Auntie Glad’s magic touched us all and made our world a better place.
She died when I was about eight, and although we still had some happy memories, the loss of Auntie Glad was hard to bear. Life went on. My Father wheeled a bicycle several miles from the cycle shop when he discovered that I had learned to ride. We went on caravan holidays to Bournemouth and Selsey Bill, and trips to Winchester Cathedral, sitting at the front on the top deck of the bus, clutching a bag of sandwiches and a bottle of watered down squash.

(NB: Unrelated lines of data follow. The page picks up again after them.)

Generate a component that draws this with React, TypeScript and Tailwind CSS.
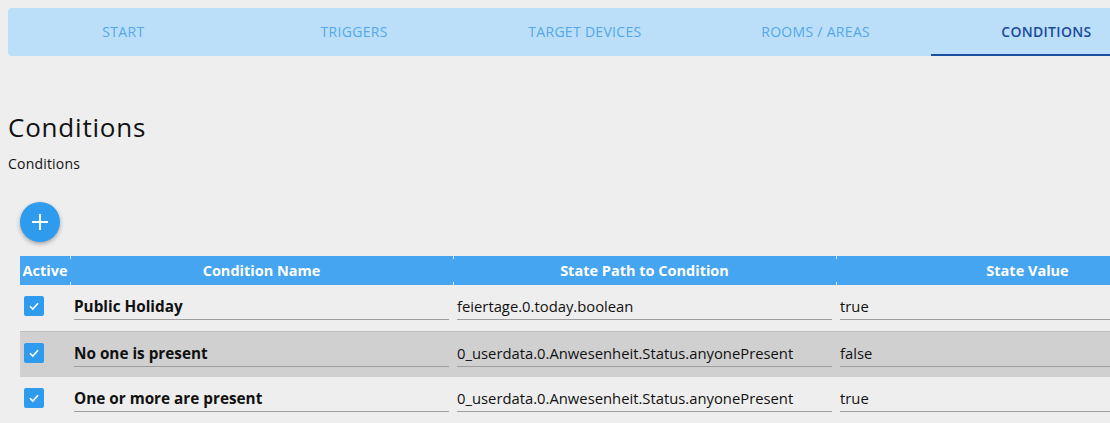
import React from "react";

const tabs = ["START", "TRIGGERS", "TARGET DEVICES", "ROOMS / AREAS", "CONDITIONS"];

const rows = [
  { name: "Public Holiday", path: "feiertage.0.today.boolean", value: "true" },
  { name: "No one is present", path: "0_userdata.0.Anwesenheit.Status.anyonePresent", value: "false" },
  { name: "One or more are present", path: "0_userdata.0.Anwesenheit.Status.anyonePresent", value: "true" },
];

function Check() {
  return (
    <div className="w-[20px] h-[20px] rounded-[2px] bg-[#2f9bef] flex items-center justify-center">
      <svg width="14" height="14" viewBox="0 0 14 14">
        <path d="M3 7.2 L5.8 10 L11 4.2" fill="none" stroke="white" strokeWidth="1.6" />
      </svg>
    </div>
  );
}

export default function App() {
  return (
    <div
      className="w-[1110px] h-[423px] overflow-hidden bg-[#eeeeee] text-[#111]"
      style={{ fontFamily: '"Open Sans", "Noto Sans", sans-serif' }}
    >
      <div className="pt-[8px] pl-[8px]">
        <div className="flex w-[1154px] h-[48px] bg-[#bbdff8] rounded-l-[4px]">
          {tabs.map((t, i) => (
            <div
              key={t}
              className={
                "w-[230.75px] shrink-0 flex items-center justify-center text-[14px] tracking-[0.3px] " +
                (i === 4
                  ? "text-[#1a4a9c] font-semibold border-b-[2px] border-[#1a4ea0]"
                  : "text-[#55a7ea] pb-[2px]")
              }
            >
              {t}
            </div>
          ))}
        </div>
      </div>

      <div className="pl-[8px] pt-[55px]">
        <h1 className="text-[26px] leading-[32px] tracking-[0.8px]">Conditions</h1>
        <p className="text-[14px] leading-[18px] mt-[12px] tracking-[0.2px]">Conditions</p>
      </div>

      <div className="pl-[20px] pt-[29px]">
        <div className="w-[40px] h-[40px] rounded-full bg-[#2f9bef] flex items-center justify-center shadow-[0_2px_4px_rgba(0,0,0,0.3)]">
          <svg width="20" height="20" viewBox="0 0 20 20">
            <path d="M10 2 V18 M2 10 H18" stroke="white" strokeWidth="2" />
          </svg>
        </div>
      </div>

      <div className="pl-[20px] pt-[14px]">
        <div className="w-[1200px]">
          <div className="relative flex h-[29px] bg-[#45a5f0] text-white font-bold text-[14.5px] items-center">
            <div className="w-[50px] shrink-0 text-center">Active</div>
            <div className="w-[383px] shrink-0 text-center">Condition Name</div>
            <div className="w-[383px] shrink-0 text-center">State Path to Condition</div>
            <div className="w-[383px] shrink-0 text-center">State Value</div>
            {[50, 433, 816].map((x) => (
              <React.Fragment key={x}>
                <div className="absolute top-0 w-[1px] h-[3px] bg-[#d8ecfb]" style={{ left: x }} />
                <div className="absolute bottom-0 w-[1px] h-[3px] bg-[#d8ecfb]" style={{ left: x }} />
              </React.Fragment>
            ))}
          </div>
          {rows.map((r, i) => (
            <div
              key={i}
              className={
                "flex h-[46px] items-start text-[14.8px] " +
                (i === 1 ? "bg-[#d0d0d0] border-t border-[#bdbdbd]" : "")
              }
            >
              <div className="w-[50px] shrink-0 pl-[4px] pt-[11px]">
                <Check />
              </div>
              <div className="w-[383px] shrink-0 px-[4px] pt-[5px]">
                <div className="border-b border-[#9e9e9e] h-[30px] flex items-center pt-[3px] font-bold text-[15.3px]">{r.name}</div>
              </div>
              <div className="w-[383px] shrink-0 px-[4px] pt-[5px]">
                <div className="border-b border-[#9e9e9e] h-[30px] flex items-center pt-[3px]">{r.path}</div>
              </div>
              <div className="w-[383px] shrink-0 px-[4px] pt-[5px]">
                <div className="border-b border-[#9e9e9e] h-[30px] flex items-center pt-[3px]">{r.value}</div>
              </div>
            </div>
          ))}
        </div>
      </div>
    </div>
  );
}
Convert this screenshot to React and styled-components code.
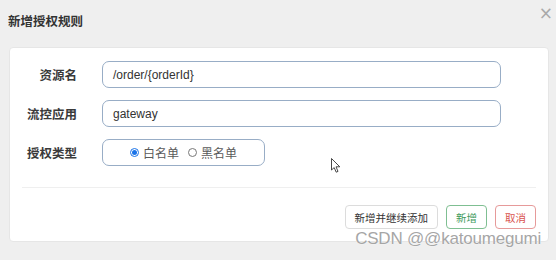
import React from "react";
import styled, { createGlobalStyle } from "styled-components";

const Global = createGlobalStyle`
  html, body { margin: 0; padding: 0; background: #efefef; }
  body { font-family: "Liberation Sans", "Noto Sans CJK SC", sans-serif; }
  * { box-sizing: border-box; }
`;

const Modal = styled.div`
  position: relative;
  width: 556px;
  height: 260px;
  background: #efefef;
  display: flex;
  flex-direction: column;
  overflow: hidden;
`;

const Header = styled.div`
  height: 47px;
  display: flex;
  align-items: flex-start;
  justify-content: space-between;
  padding: 14px 3px 0 8px;
`;

const Title = styled.div`
  font-size: 12.5px;
  font-weight: bold;
  color: #333;
  line-height: 16px;
`;

const Close = styled.div`
  margin-top: -9px;
  font-size: 17px;
  line-height: 17px;
  color: #a9a9a9;
  font-family: "DejaVu Sans", sans-serif;
`;

const Card = styled.div`
  position: relative;
  margin: 0 7px 0 9px;
  height: 195px;
  background: #fff;
  border: 1px solid #e6e6e6;
  border-radius: 4px;
  padding-top: 13px;
  display: flex;
  flex-direction: column;
`;

const Form = styled.div`
  display: grid;
  grid-template-columns: 67px auto;
  column-gap: 25px;
  row-gap: 12px;
  justify-content: start;
  align-items: center;
`;

const Label = styled.div`
  text-align: right;
  font-size: 12.5px;
  font-weight: bold;
  color: #3a3a3a;
`;

const Field = styled.div`
  height: 27px;
  width: ${(p) => p.$w}px;
  border: 1px solid #98adc6;
  border-radius: 7px;
  display: flex;
  align-items: center;
  justify-content: ${(p) => (p.$center ? "center" : "flex-start")};
  padding: 0 10px;
  font-size: 12px;
  color: #333;
  gap: 9px;
`;

const RadioOption = styled.label`
  display: flex;
  align-items: center;
  gap: 4px;
  font-size: 12px;
  color: #5a5a5a;
`;

const RadioDot = styled.span`
  width: 9px;
  height: 9px;
  border-radius: 50%;
  border: 1px solid ${(p) => (p.$on ? "#1a73e8" : "#777")};
  display: flex;
  align-items: center;
  justify-content: center;
  &::after {
    content: "";
    width: 5px;
    height: 5px;
    border-radius: 50%;
    background: ${(p) => (p.$on ? "#1a73e8" : "transparent")};
  }
`;

const Divider = styled.div`
  margin: 21px 12px 0 12px;
  height: 1px;
  background: #efefef;
`;

const Actions = styled.div`
  display: flex;
  justify-content: flex-end;
  gap: 8px;
  margin: 17px 12px 0 0;
`;

const Button = styled.div`
  height: 24px;
  padding: 0 ${(p) => (p.$wide ? 9 : 9)}px;
  min-width: 41px;
  border: 1px solid ${(p) => p.$border};
  border-radius: 4px;
  color: ${(p) => p.$color};
  background: #fff;
  font-size: 10.5px;
  display: flex;
  align-items: center;
  justify-content: center;
`;

const Cursor = styled.svg`
  position: absolute;
  left: 321px;
  top: 110px;
`;

const Watermark = styled.div`
  position: absolute;
  right: 15px;
  top: 230px;
  font-size: 17px;
  line-height: 17px;
  letter-spacing: -0.2px;
  color: #a6a6a6;
  text-shadow: 0 0 1px #fff, 0 0 1px #fff;
`;

export default function App() {
  return (
    <Modal>
      <Global />
      <Header>
        <Title>新增授权规则</Title>
        <Close>×</Close>
      </Header>
      <Card>
        <Form>
          <Label>资源名</Label>
          <Field $w={399}>/order/{"{orderId}"}</Field>
          <Label>流控应用</Label>
          <Field $w={399}>gateway</Field>
          <Label>授权类型</Label>
          <Field $w={163} $center>
            <RadioOption>
              <RadioDot $on />
              白名单
            </RadioOption>
            <RadioOption>
              <RadioDot />
              黑名单
            </RadioOption>
          </Field>
        </Form>
        <Divider />
        <Actions>
          <Button $wide $border="#dcdcdc" $color="#333">新增并继续添加</Button>
          <Button $border="#7fbf92" $color="#3f9a5c">新增</Button>
          <Button $border="#e69a9a" $color="#d9534f">取消</Button>
        </Actions>
        <Cursor width="10" height="16" viewBox="0 0 10 16">
          <path d="M0.5 0.5 L0.5 12 L3.2 9.6 L5.2 14.2 L7 13.4 L5 8.8 L8.8 8.8 Z" fill="#fff" stroke="#333" strokeWidth="0.9" />
        </Cursor>
      </Card>
      <Watermark>CSDN @@katoumegumi</Watermark>
    </Modal>
  );
}
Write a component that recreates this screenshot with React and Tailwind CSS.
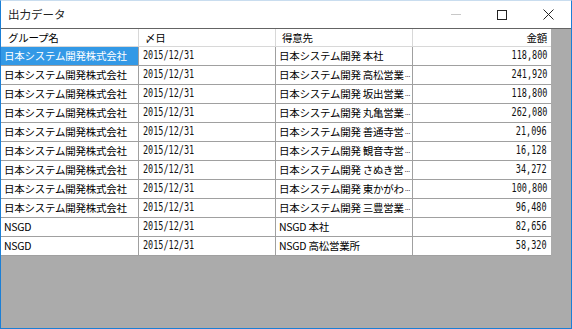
import React from 'react'

const rows = [
  ['日本システム開発株式会社', '2015/12/31', '日本システム開発 本社', '', '118,800'],
  ['日本システム開発株式会社', '2015/12/31', '日本システム開発 高松営業', '...', '241,920'],
  ['日本システム開発株式会社', '2015/12/31', '日本システム開発 坂出営業', '...', '118,800'],
  ['日本システム開発株式会社', '2015/12/31', '日本システム開発 丸亀営業', '...', '262,080'],
  ['日本システム開発株式会社', '2015/12/31', '日本システム開発 善通寺営', '...', '21,096'],
  ['日本システム開発株式会社', '2015/12/31', '日本システム開発 観音寺営', '...', '16,128'],
  ['日本システム開発株式会社', '2015/12/31', '日本システム開発 さぬき営', '...', '34,272'],
  ['日本システム開発株式会社', '2015/12/31', '日本システム開発 東かがわ', '...', '100,800'],
  ['日本システム開発株式会社', '2015/12/31', '日本システム開発 三豊営業', '...', '96,480'],
  ['NSGD', '2015/12/31', 'NSGD 本社', '', '82,656'],
  ['NSGD', '2015/12/31', 'NSGD 高松営業所', '', '58,320'],
]

const jp = "font-['Noto_Sans_CJK_JP',sans-serif] text-[10.5px] tracking-[-0.25px]"
const num = "font-['DejaVu_Sans_Mono',monospace] text-[11.5px] inline-block scale-x-[0.74]"

export default function App() {
  return (
    <div className="w-[572px] h-[329px] flex flex-col bg-white border border-[#1b7fd6] border-t-[#c9ddef] overflow-hidden">
      {/* title bar */}
      <div className="h-[27px] flex items-center shrink-0">
        <span className="font-['Noto_Sans_CJK_JP',sans-serif] text-[11.5px] text-[#222] pl-[7px]">出力データ</span>
        <div className="ml-auto flex items-center h-full">
          <div className="w-[46px] h-full flex items-center justify-center">
            <div className="w-[10px] h-px bg-[#c8c8c8]" />
          </div>
          <div className="w-[46px] h-full flex items-center justify-center">
            <div className="w-[10px] h-[10px] border border-[#222]" />
          </div>
          <div className="w-[46px] h-full flex items-center justify-center">
            <svg width="11" height="11" viewBox="0 0 11 11">
              <path d="M0.5 0.5 L10.5 10.5 M10.5 0.5 L0.5 10.5" stroke="#222" strokeWidth="1" />
            </svg>
          </div>
        </div>
      </div>

      {/* grid area */}
      <div className="flex-1 bg-[#ababab] border-t border-[#646464]">
        <div className="w-[550px] grid grid-cols-[138px_137px_137px_138px] bg-white">
          <div className={`${jp} h-[18px] text-black flex items-center pl-[7px] border-r border-b border-[#d8d8d8]`}>グループ名</div>
          <div className={`${jp} h-[18px] text-black flex items-center pl-[6px] border-r border-b border-[#d8d8d8]`}>〆日</div>
          <div className={`${jp} h-[18px] text-black flex items-center pl-[6px] border-r border-b border-[#d8d8d8]`}>得意先</div>
          <div className={`${jp} h-[18px] text-black flex items-center justify-end pr-[4px] border-b border-[#d8d8d8]`}>金額</div>
          {rows.map((r, i) => (
            <React.Fragment key={i}>
              <div className={`${jp} h-[19px] flex items-center pl-[3px] border-r border-b border-[#a0a0a0] whitespace-nowrap ${i === 0 ? 'bg-[#3399e6] text-white' : 'text-black'}`}>{r[0]}</div>
              <div className="h-[19px] flex items-center pl-[4px] border-r border-b border-[#a0a0a0] text-[#111]">
                <span className={`${num} origin-left`}>{r[1]}</span>
              </div>
              <div className={`${jp} h-[19px] text-black flex items-center pl-[3px] border-r border-b border-[#a0a0a0] whitespace-nowrap`}>
                {r[2]}
                {r[3] && <span className="font-['Liberation_Sans',sans-serif] text-[8px] tracking-[-0.5px] self-end pb-[3px] pl-px">{r[3]}</span>}
              </div>
              <div className="h-[19px] flex items-center justify-end pr-[4px] border-b border-[#a0a0a0] text-[#111]">
                <span className={`${num} origin-right`}>{r[4]}</span>
              </div>
            </React.Fragment>
          ))}
        </div>
      </div>
    </div>
  )
}
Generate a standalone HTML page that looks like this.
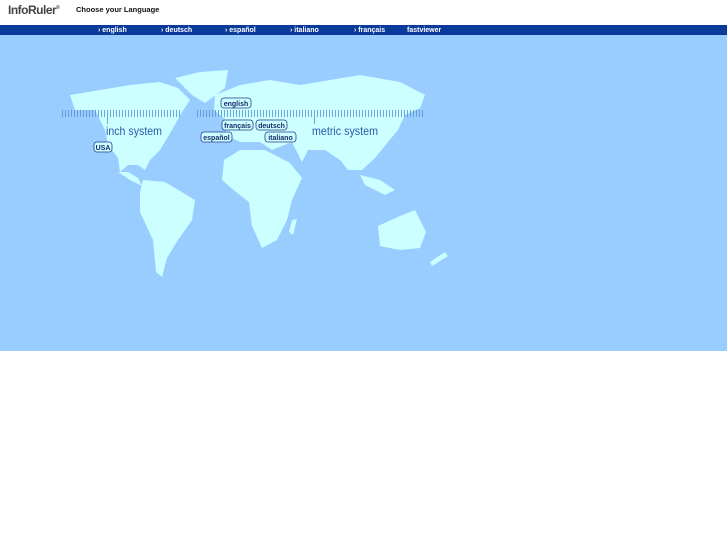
<!DOCTYPE html>
<html><head><meta charset="utf-8"><style>
body{margin:0;width:727px;height:545px;background:#fff;font-family:"Liberation Sans",sans-serif;position:relative;overflow:hidden}
.logo{position:absolute;left:8px;top:3px;font-size:12px;font-weight:bold;color:#444;letter-spacing:-0.5px}
.logo sup{font-size:5px}
.title{position:absolute;left:76px;top:5px;font-size:7.5px;font-weight:bold;color:#111}
.nav{position:absolute;left:0;top:25px;width:727px;height:10px;background:#0a3a9a}
.nav span{position:absolute;top:1px;font-size:7px;font-weight:bold;color:#fff;line-height:10px}
.map{position:absolute;left:0;top:35px;width:727px;height:316px;background:#99ccff}
</style></head><body>
<div class="logo">InfoRuler<sup>®</sup></div>
<div class="title">Choose your Language</div>
<div class="nav">
<span style="left:98px">› english</span>
<span style="left:161px">› deutsch</span>
<span style="left:225px">› español</span>
<span style="left:290px">› italiano</span>
<span style="left:354px">› français</span>
<span style="left:407px">fastviewer</span>
</div>
<div class="map">
<svg width="727" height="316" viewBox="0 35 727 316" xmlns="http://www.w3.org/2000/svg">
<g fill="#ccffff">
<polygon points="70,95 100,90 130,85 160,82 178,88 190,100 182,112 172,130 160,150 150,160 145,170 138,165 128,165 120,172 118,158 108,145 105,130 95,110 75,110"/>
<polygon points="175,78 200,72 228,70 225,88 205,103 192,95"/>
<polygon points="118,172 130,180 142,186 138,178 128,172"/>
<polygon points="143,180 165,182 195,200 192,220 178,240 167,258 162,277 156,272 153,240 140,212 140,192"/>
<polygon points="215,95 240,85 270,80 300,85 330,80 360,75 400,82 425,95 420,108 405,115 398,130 388,142 375,158 362,170 348,170 340,160 325,150 308,150 302,162 292,142 272,150 260,142 240,142 226,135 226,120 214,110"/>
<polygon points="224,160 240,150 265,150 290,163 302,178 292,200 287,220 277,240 262,248 252,226 249,202 236,192 222,180"/>
<polygon points="292,220 297,219 293,235 289,232"/>
<polygon points="378,226 400,216 415,210 426,232 420,248 400,250 380,246"/>
<polygon points="360,175 380,180 395,190 385,195 365,185"/>
<polygon points="430,262 445,252 448,256 432,266"/>
</g>
<g stroke="#5a8fd0" stroke-width="0.8" id="t">
<path d="M62.5 110v7M65.5 110v7M68.5 110v7M71.5 110v7M74.5 110v7M77.5 110v7M80.5 110v7M83.5 110v7M86.5 110v7M89.5 110v7M92.5 110v7M95.5 110v7M98.5 110v7M101.5 110v7M104.5 110v7M107.5 110v14M110.5 110v7M113.5 110v7M116.5 110v7M119.5 110v7M122.5 110v7M125.5 110v7M128.5 110v7M131.5 110v7M134.5 110v7M137.5 110v7M140.5 110v7M143.5 110v7M146.5 110v7M149.5 110v7M152.5 110v7M155.5 110v7M158.5 110v7M161.5 110v7M164.5 110v7M167.5 110v7M170.5 110v7M173.5 110v7M176.5 110v7M179.5 110v7"/>
<path d="M197.5 110v7M200.5 110v7M203.5 110v7M206.5 110v7M209.5 110v7M212.5 110v7M215.5 110v7M218.5 110v7M221.5 110v7M224.5 110v7M227.5 110v7M230.5 110v7M233.5 110v7M236.5 110v7M239.5 110v7M242.5 110v7M245.5 110v7M248.5 110v7M251.5 110v7M254.5 110v7M257.5 110v7M260.5 110v7M263.5 110v7M266.5 110v7M269.5 110v7M272.5 110v7M275.5 110v7M278.5 110v7M281.5 110v7M284.5 110v7M287.5 110v7M290.5 110v7M293.5 110v7M296.5 110v7M299.5 110v7M302.5 110v7M305.5 110v7M308.5 110v7M311.5 110v7M314.5 110v14M317.5 110v7M320.5 110v7M323.5 110v7M326.5 110v7M329.5 110v7M332.5 110v7M335.5 110v7M338.5 110v7M341.5 110v7M344.5 110v7M347.5 110v7M350.5 110v7M353.5 110v7M356.5 110v7M359.5 110v7M362.5 110v7M365.5 110v7M368.5 110v7M371.5 110v7M374.5 110v7M377.5 110v7M380.5 110v7M383.5 110v7M386.5 110v7M389.5 110v7M392.5 110v7M395.5 110v7M398.5 110v7M401.5 110v7M404.5 110v7M407.5 110v7M410.5 110v7M413.5 110v7M416.5 110v7M419.5 110v7M422.5 110v7"/>
</g>
<g font-family="Liberation Sans, sans-serif" fill="#2a5aa8" font-size="12">
<text x="106" y="135" textLength="56" lengthAdjust="spacingAndGlyphs">inch system</text>
<text x="312" y="135" textLength="66" lengthAdjust="spacingAndGlyphs">metric system</text>
</g>
<g stroke="#2a3a8a" stroke-width="0.8" fill="#ccffff">
<rect x="221" y="98" width="30" height="10" rx="3"/>
<rect x="222" y="120" width="31" height="10" rx="3"/>
<rect x="256" y="120" width="31" height="10" rx="3"/>
<rect x="201" y="132" width="31" height="10" rx="3"/>
<rect x="265" y="132" width="31" height="10" rx="3"/>
<rect x="94" y="142" width="18" height="10" rx="3"/>
</g>
<g font-family="Liberation Sans, sans-serif" font-size="7" font-weight="bold" fill="#1a2a6a" text-anchor="middle">
<text x="236" y="106">english</text>
<text x="237.5" y="128">français</text>
<text x="271.5" y="128">deutsch</text>
<text x="216.5" y="140">español</text>
<text x="280.5" y="140">italiano</text>
<text x="103" y="150">USA</text>
</g>
</svg>
</div>
</body></html>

It was only a few years later that without Auntie Glad, the glue that had helped cement my parents’ marriage, came unstuck and the family split in three directions. My Brother stayed with my Father, my Sister had already left home and my Mother and I left the house in the middle of the night in a taxi hurriedly called by my big Brother from the phone box at the end of the road.
It wasn’t a Thursday
Many years later and with adult children of my own, Thursdays are always a glad day for me. They have the ability to lift sad shadows and invoke happy memories. Rainbow drops are a rare treat now but even as I taste the first one out of the bag (there are still sweet shops where you can buy a quarter of sweets in white paper bag), I remember Auntie Glad and sunny afternoons in the days when none of us had anything to worry about.
It seems that Thursdays have become the day for going outside at 2000 hours and applauding the heroes in all occupations who are doing their best to keep us all safe, fed and well during this difficult time. Another reason to be glad for Thursdays.